En nuestro mundo hay una búsqueda insaciable de bienestar. Es muy común que nos invada la frustración al ver nuestro deseo de realización siempre irresuelto.
Podemos afirmar que la imperfección nos causa un problema.
Pensamos que nuestra felicidad tiene que encontrar una forma perfecta y acabada, y no descansamos hasta alcanzarla, lástima que esa forma es como el final de un arco iris: no se puede encontrar.
Imperfección
La historia está hecha de imperfección, de formas a redondear, de círculos que salen mal. Esta es la humanidad que debemos amar.
La Iglesia que es enviada es una Iglesia imperfecta. Esta es la Iglesia que Jesús envía a proclamar su amor, una Iglesia que debe moverse, que se pone en camino, que va a las periferias. Una Iglesia que debe aspirar a la única perfección que importa: la perfección en el amor.
Los cristianos estamos llamados a proclamar el amor de Dios aunque dudemos, aunque nos cueste perseverar, aunque a veces reconozcamos nuestra propia hipocresía.
Aceptar la imperfección de nuestro camino espiritual es el primer paso para buscar la gracia de Dios. Lo peor que podemos hacer es detenernos en la duda y la frustración.
Perfección en el amor
Solo esta Iglesia imperfecta puede proclamar el amor verdadero, un amor que no es solitario, que no es el amor del número uno, pero tampoco es un amor de dos: el amor de la pareja encerrada en sí misma, donde yo te amo y tú me amas y todo lo demás no existe.
El amor de uno es narcisista, el amor de dos es el amor de la reciprocidad estéril.
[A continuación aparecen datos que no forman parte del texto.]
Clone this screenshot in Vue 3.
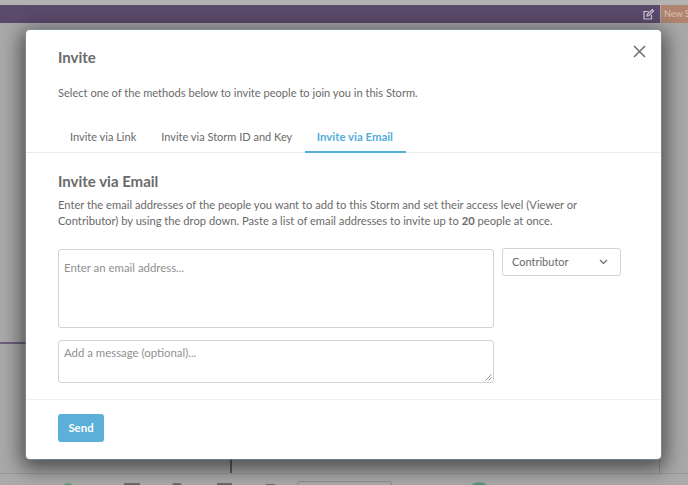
<template>
  <div class="page">
    <header class="topbar">
      <svg class="edit" width="11" height="11" viewBox="0 0 11 11" fill="none" stroke="#cfc9d5" stroke-width="1.2"><path d="M8.5 6V10H1V2.5H5.5" /><path d="M4 7L4.5 5L9.3 0.6L10.5 1.8L5.8 6.6Z" /></svg>
      <span class="new">New S</span>
    </header>
    <div class="backdrop-line"></div>
    <div class="stem"></div>
    <div class="right-rule"></div>
    <footer class="bottombar">
      <span class="dot green"></span>
      <span class="tool t1"></span>
      <span class="tool t2"></span>
      <span class="tool t3"></span>
      <span class="tool t4"></span>
      <span class="field"></span>
      <span class="globe"></span>
    </footer>

    <section class="modal">
      <button class="close" aria-label="Close">
        <svg width="13" height="13" viewBox="0 0 13 13" stroke="#6d6d6d" stroke-width="1.5" fill="none"><path d="M1 1L12 12M12 1L1 12" /></svg>
      </button>
      <div class="head">
        <h2>Invite</h2>
        <p>Select one of the methods below to invite people to join you in this Storm.</p>
      </div>
      <nav class="tabs">
        <a v-for="t in tabs" :key="t" class="tab" :class="{ active: t === active }">{{ t }}</a>
      </nav>
      <div class="body">
        <h3>Invite via Email</h3>
        <p class="desc">Enter the email addresses of the people you want to add to this Storm and set their access level (Viewer or Contributor) by using the drop down. Paste a list of email addresses to invite up to <b>20</b> people at once.</p>
        <div class="form">
          <div class="fields">
            <div class="input emails">Enter an email address...</div>
            <div class="input message">
              Add a message (optional)...
              <svg class="grip" width="7" height="7" viewBox="0 0 7 7" stroke="#777" stroke-width="0.8"><path d="M0.5 6.5L6.5 0.5M3.5 6.5L6.5 3.5" /></svg>
            </div>
          </div>
          <div class="select">
            <span>Contributor</span>
            <svg width="9" height="6" viewBox="0 0 9 6" fill="none" stroke="#6d6d6d" stroke-width="1.2"><path d="M1 1L4.5 4.5L8 1" /></svg>
          </div>
        </div>
      </div>
      <div class="foot">
        <button class="send">Send</button>
      </div>
    </section>
  </div>
</template>

<script setup>
const tabs = ['Invite via Link', 'Invite via Storm ID and Key', 'Invite via Email']
const active = 'Invite via Email'
</script>

<style>
html, body { margin: 0; background: #a9a9a9; overflow: hidden; }
</style>

<style scoped>
.page {
  position: relative;
  width: 688px;
  height: 485px;
  overflow: hidden;
  background: #a9a9a9;
  font-family: "Lato", "Open Sans", sans-serif;
  color: #6a6a6a;
}
.page::before {
  content: "";
  position: absolute;
  left: 0; right: 0; top: 0;
  height: 5px;
  background: #b3b3b3;
}
.topbar {
  box-sizing: border-box;
  height: 18px;
  background: #5b4a6c;
  display: flex;
  align-items: center;
  justify-content: flex-end;
  position: absolute;
  top: 5px; left: 0; right: 0;
}
.edit { margin-right: 6px; }
.new {
  width: 28px;
  height: 18px;
  padding-left: 3px;
  background: #b0846f;
  border-left: 1px solid #a9a9a9;
  font-size: 9px;
  font-weight: 700;
  line-height: 18px;
  color: #d4b5a4;
  white-space: nowrap;
  box-sizing: border-box;
}
.backdrop-line {
  position: absolute;
  left: 0; top: 342px;
  width: 26px; height: 2px;
  background: #6d607b;
}
.stem {
  position: absolute;
  left: 230px; top: 459px;
  width: 2px; height: 14px;
  background: #5f5f68;
}
.right-rule {
  position: absolute;
  left: 659px; top: 459px;
  width: 1px; height: 14px;
  background: #8a8a8a;
}
.bottombar {
  position: absolute;
  left: 0; right: 0; top: 473px; height: 12px;
  border-top: 1px solid #989898;
  background: #ababab;
}
.bottombar span { position: absolute; display: block; }
.dot.green { left: 62px; top: 9px; width: 12px; height: 12px; border-radius: 50%; background: #5f9d77; }
.tool { background: #6b6b6b; }
.t1 { left: 124px; top: 9px; width: 16px; height: 3px; }
.t2 { left: 172px; top: 9px; width: 10px; height: 3px; border-radius: 3px 3px 0 0; }
.t3 { left: 217px; top: 9px; width: 15px; height: 3px; }
.t4 { left: 266px; top: 10px; width: 9px; height: 2px; }
.field { left: 297px; top: 7px; width: 95px; height: 10px; border: 1px solid #8e8e8e; border-radius: 3px; box-sizing: border-box; }
.globe { left: 466px; top: 8px; width: 26px; height: 26px; border-radius: 50%; background: #5f7f8f; border: 2px solid #5f9d77; box-sizing: border-box; }

.modal {
  position: absolute;
  left: 26px; top: 30px;
  width: 635px; height: 429px;
  box-sizing: border-box;
  background: #fff;
  border-radius: 4px;
  box-shadow: 0 0 1px 1px rgba(130, 165, 180, .55), 0 5px 20px 5px rgba(0, 0, 0, .55);
  display: flex;
  flex-direction: column;
}
.close {
  position: absolute;
  top: 15px; right: 15px;
  padding: 0; border: 0; background: none;
  line-height: 0;
}
.head { padding: 17px 32px 0; }
h2 {
  margin: 0;
  font-size: 15px;
  font-weight: 700;
  line-height: 20px;
  color: #6a6a6a;
}
.head p {
  margin: 17px 0 0;
  font-size: 11.1px;
  line-height: 18px;
  color: #6a6a6a;
}
.tabs {
  display: flex;
  gap: 1px;
  height: 37px;
  margin-top: 13px;
  padding-left: 32px;
  border-bottom: 1px solid #ececec;
}
.tab {
  box-sizing: border-box;
  height: 38px;
  padding: 12px 12px 0;
  font-size: 11px;
  line-height: 20px;
  color: #6a6a6a;
}
.tab.active {
  padding: 12px 13px 0 11.5px;
  font-size: 11.4px;
  color: #53aedb;
  font-weight: 700;
  border-bottom: 2px solid #53aedb;
}
.body { padding: 18px 32px 0; flex: 1; }
h3 {
  margin: 0;
  font-size: 15px;
  font-weight: 700;
  line-height: 20px;
  color: #6a6a6a;
}
.desc {
  margin: 6px 0 0;
  font-size: 11.2px;
  line-height: 16px;
  color: #6a6a6a;
}
.desc b { font-weight: 700; }
.form { display: flex; align-items: flex-start; gap: 8px; margin-top: 19px; }
.fields { width: 436px; display: flex; flex-direction: column; gap: 12px; padding-top: 1px; }
.input {
  position: relative;
  box-sizing: border-box;
  border: 1px solid #d3d3d3;
  border-radius: 3px;
  padding: 9px 5px;
  font-size: 11.4px;
  line-height: 18px;
  color: #909090;
}
.emails { height: 79px; }
.message { height: 43px; padding-top: 3px; }
.grip { position: absolute; right: 1px; bottom: 1px; }
.select {
  box-sizing: border-box;
  width: 119px;
  height: 28px;
  border: 1px solid #d3d3d3;
  border-radius: 3px;
  padding: 0 12px 1px 9px;
  display: flex;
  align-items: center;
  justify-content: space-between;
  font-size: 11px;
  color: #6a6a6a;
}
.foot {
  height: 60px;
  box-sizing: border-box;
  border-top: 1px solid #f0f0f0;
  padding: 14px 32px 0;
}
.send {
  display: block;
  width: 46px;
  height: 28px;
  border: 0;
  border-radius: 3px;
  background: #5cafd8;
  color: #fff;
  font-family: inherit;
  font-size: 11.4px;
  font-weight: 700;
  padding: 0 0 2px;
}
</style>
El amor de los cristianos es el de la Trinidad.
El verdadero amor es el del exceso, el amor que está fuera de sí mismo. Es el amor que se da a los demás y no permanece cerrado ni en el aislamiento ni en la reciprocidad.
Es el abrazo entre el Padre y el Hijo dado a la humanidad. Es el espacio de la relación entre el Padre y el Hijo en el que todo hombre está invitado a habitar. Es la comunión que no termina en reciprocidad, sino que se convierte en don para los demás. Abrazo, espacio, comunión.
Para los cristianos, es vana la búsqueda de la forma perfecta pues nos sumerge en la frustración y nos aleja de la plenitud del amor.
Si pensamos que esa perfección es la meta, terminamos encerrándonos en nosotros mismos, en la ilusión de cuidar nuestro ego, o terminamos arrastrados a la vorágine de la reciprocidad, en la que uno se convierte en la medida del otro sin llegar nunca a la meta.
Se trata de amar la imperfección.
Solo cuando sentimos una carencia, podemos llenarnos, y solo el amor verdadero es el que nos hace perfectos.